(Entries with page source code)
#####
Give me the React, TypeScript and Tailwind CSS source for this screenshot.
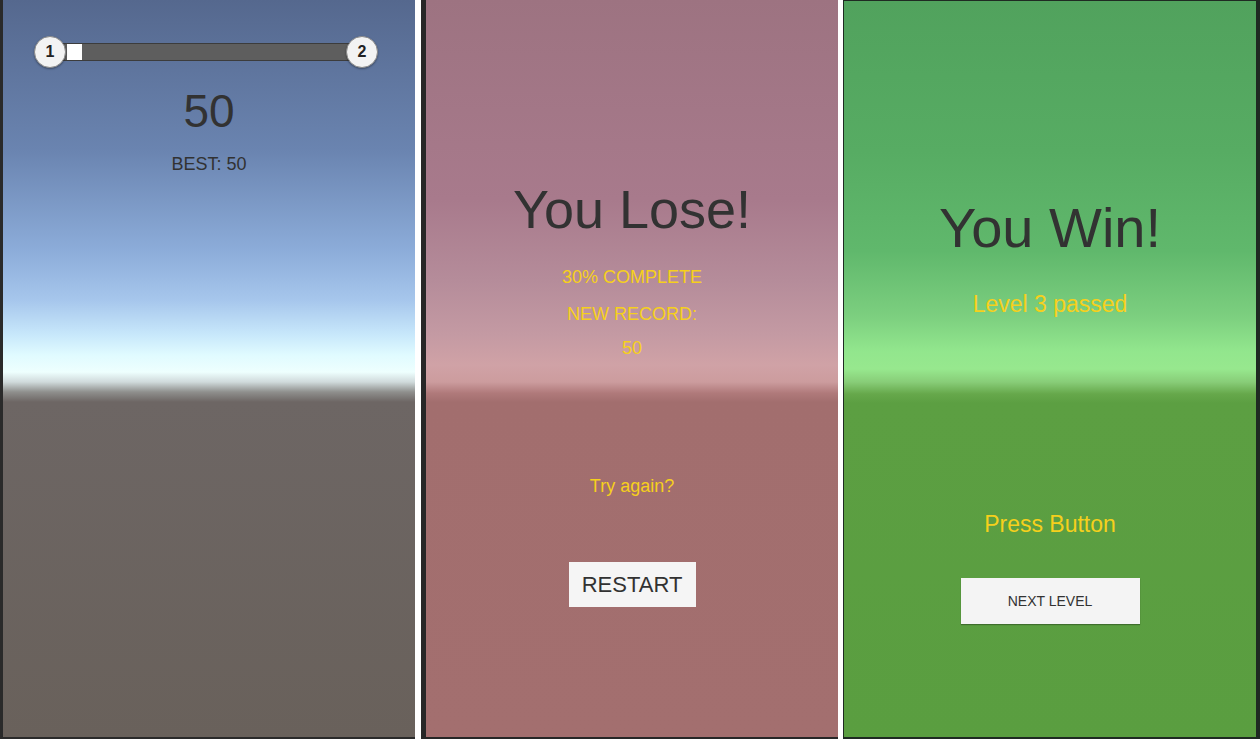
const font = { fontFamily: '"Liberation Sans", Arial, sans-serif' };

const StepCircle = ({ n }: { n: number }) => (
  <div className="relative z-10 flex h-8 w-8 shrink-0 items-center justify-center rounded-full border border-[#8a8a8a] bg-[#f3f3f3] text-[16px] font-bold leading-none text-[#222] shadow-[0_1px_2px_rgba(0,0,0,0.35)]">
    {n}
  </div>
);

const GamePanel = () => (
  <div className="flex h-[739px] w-[415px] shrink-0 flex-col border-b-2 border-l-[3px] border-[#2a2a2a] bg-[linear-gradient(to_bottom,#55688e_0px,#6a84b0_150px,#8cacd9_250px,#a6c6ec_300px,#c8e8fb_335px,#e0fbff_355px,#eefffe_372px,#d0dadb_382px,#8f8f8d_392px,#6d6664_402px,#69615b_739px)]">
    {/* level progress */}
    <div className="ml-[31px] mt-[36px] flex w-[344px] items-center">
      <StepCircle n={1} />
      <div className="-mx-4 flex h-[18px] flex-1 border border-[#3c3c3c] bg-[#5e5e5e]">
        <div className="ml-4 h-full w-[15px] bg-white" />
      </div>
      <StepCircle n={2} />
    </div>
    <div className="mt-[20px] text-center text-[46px] leading-none text-[#323232]">50</div>
    <div className="mt-[21px] text-center text-[18px] leading-none text-[#323232]">BEST: 50</div>
  </div>
);

const LosePanel = () => (
  <div className="flex h-[739px] w-[417px] shrink-0 flex-col items-center border-b-2 border-l-[5px] border-[#272727] bg-[linear-gradient(to_bottom,#9d7381_0px,#a87a8c_200px,#b58c9a_280px,#c49aa3_335px,#d0a2a6_365px,#cc9c9e_382px,#b07a7b_393px,#a26e6e_402px,#a36f6f_739px)]">
    <div className="mt-[182px] text-[54px] leading-none text-[#323232]">You Lose!</div>
    <div className="mt-[32px] text-[18px] leading-none text-[#f6d01c]">30% COMPLETE</div>
    <div className="mt-[19px] text-[18px] leading-none text-[#f6d01c]">NEW RECORD:</div>
    <div className="mt-[16px] text-[18px] leading-none text-[#f6d01c]">50</div>
    <div className="mt-[120px] text-[18px] leading-none text-[#f6d01c]">Try again?</div>
    <button className="mt-[67px] flex h-[45px] w-[127px] items-center justify-center bg-[#f5f5f5] text-[22px] leading-none text-[#323232]">
      RESTART
    </button>
  </div>
);

const WinPanel = () => (
  <div className="flex h-[739px] w-[417px] shrink-0 flex-col items-center border-b-2 border-l border-r-4 border-t border-[#1f2a22] bg-[linear-gradient(to_bottom,#51a25d_0px,#57ac63_150px,#60b86c_250px,#7ccf7f_315px,#92e68d_350px,#97e88e_368px,#88cd78_381px,#66a84b_393px,#5c9f42_402px,#5a9e40_739px)]">
    <div className="mt-[199px] text-[56px] leading-none text-[#323232]">You Win!</div>
    <div className="mt-[37px] text-[23px] leading-none text-[#f6d01c]">Level 3 passed</div>
    <div className="mt-[197px] text-[23px] leading-none text-[#f6d01c]">Press Button</div>
    <button className="mt-[42px] flex h-[46px] w-[179px] items-center justify-center bg-[#f4f4f4] text-[14px] leading-none text-[#323232] shadow-[0_1px_1px_rgba(0,0,0,0.3)]">
      NEXT LEVEL
    </button>
  </div>
);

export default function App() {
  return (
    <div className="flex h-[739px] w-[1260px] overflow-hidden bg-white" style={font}>
      <GamePanel />
      <div className="w-[6px] shrink-0" />
      <LosePanel />
      <div className="w-[5px] shrink-0" />
      <WinPanel />
    </div>
  );
}
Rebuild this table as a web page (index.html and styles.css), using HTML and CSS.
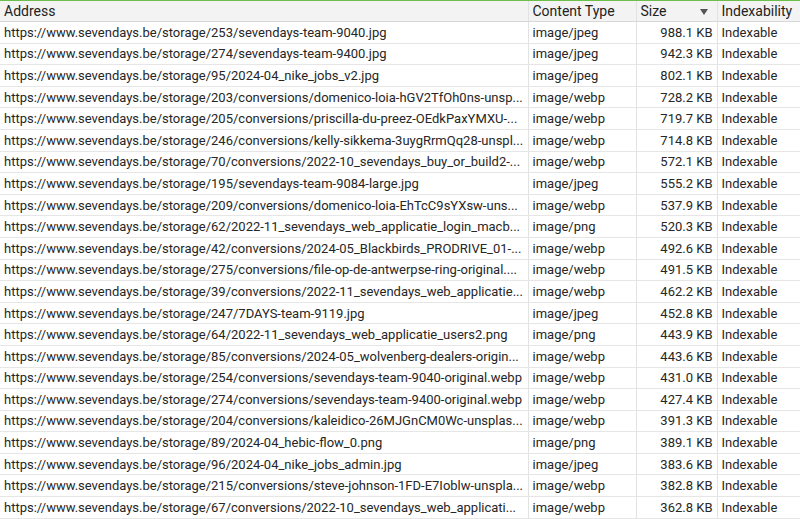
#####
#### GIVEN PROBLEM:
Pictures in the records above are not copied; print everything else exactly.

#### SOLUTION TO THIS TASK:
Give me the React, TypeScript and Tailwind CSS source for this screenshot.
const font = { fontFamily: '"Liberation Sans", Arial, sans-serif' };

const StepCircle = ({ n }: { n: number }) => (
  <div className="relative z-10 flex h-8 w-8 shrink-0 items-center justify-center rounded-full border border-[#8a8a8a] bg-[#f3f3f3] text-[16px] font-bold leading-none text-[#222] shadow-[0_1px_2px_rgba(0,0,0,0.35)]">
    {n}
  </div>
);

const GamePanel = () => (
  <div className="flex h-[739px] w-[415px] shrink-0 flex-col border-b-2 border-l-[3px] border-[#2a2a2a] bg-[linear-gradient(to_bottom,#55688e_0px,#6a84b0_150px,#8cacd9_250px,#a6c6ec_300px,#c8e8fb_335px,#e0fbff_355px,#eefffe_372px,#d0dadb_382px,#8f8f8d_392px,#6d6664_402px,#69615b_739px)]">
    {/* level progress */}
    <div className="ml-[31px] mt-[36px] flex w-[344px] items-center">
      <StepCircle n={1} />
      <div className="-mx-4 flex h-[18px] flex-1 border border-[#3c3c3c] bg-[#5e5e5e]">
        <div className="ml-4 h-full w-[15px] bg-white" />
      </div>
      <StepCircle n={2} />
    </div>
    <div className="mt-[20px] text-center text-[46px] leading-none text-[#323232]">50</div>
    <div className="mt-[21px] text-center text-[18px] leading-none text-[#323232]">BEST: 50</div>
  </div>
);

const LosePanel = () => (
  <div className="flex h-[739px] w-[417px] shrink-0 flex-col items-center border-b-2 border-l-[5px] border-[#272727] bg-[linear-gradient(to_bottom,#9d7381_0px,#a87a8c_200px,#b58c9a_280px,#c49aa3_335px,#d0a2a6_365px,#cc9c9e_382px,#b07a7b_393px,#a26e6e_402px,#a36f6f_739px)]">
    <div className="mt-[182px] text-[54px] leading-none text-[#323232]">You Lose!</div>
    <div className="mt-[32px] text-[18px] leading-none text-[#f6d01c]">30% COMPLETE</div>
    <div className="mt-[19px] text-[18px] leading-none text-[#f6d01c]">NEW RECORD:</div>
    <div className="mt-[16px] text-[18px] leading-none text-[#f6d01c]">50</div>
    <div className="mt-[120px] text-[18px] leading-none text-[#f6d01c]">Try again?</div>
    <button className="mt-[67px] flex h-[45px] w-[127px] items-center justify-center bg-[#f5f5f5] text-[22px] leading-none text-[#323232]">
      RESTART
    </button>
  </div>
);

const WinPanel = () => (
  <div className="flex h-[739px] w-[417px] shrink-0 flex-col items-center border-b-2 border-l border-r-4 border-t border-[#1f2a22] bg-[linear-gradient(to_bottom,#51a25d_0px,#57ac63_150px,#60b86c_250px,#7ccf7f_315px,#92e68d_350px,#97e88e_368px,#88cd78_381px,#66a84b_393px,#5c9f42_402px,#5a9e40_739px)]">
    <div className="mt-[199px] text-[56px] leading-none text-[#323232]">You Win!</div>
    <div className="mt-[37px] text-[23px] leading-none text-[#f6d01c]">Level 3 passed</div>
    <div className="mt-[197px] text-[23px] leading-none text-[#f6d01c]">Press Button</div>
    <button className="mt-[42px] flex h-[46px] w-[179px] items-center justify-center bg-[#f4f4f4] text-[14px] leading-none text-[#323232] shadow-[0_1px_1px_rgba(0,0,0,0.3)]">
      NEXT LEVEL
    </button>
  </div>
);

export default function App() {
  return (
    <div className="flex h-[739px] w-[1260px] overflow-hidden bg-white" style={font}>
      <GamePanel />
      <div className="w-[6px] shrink-0" />
      <LosePanel />
      <div className="w-[5px] shrink-0" />
      <WinPanel />
    </div>
  );
}
Rebuild this table as a web page (index.html and styles.css), using HTML and CSS.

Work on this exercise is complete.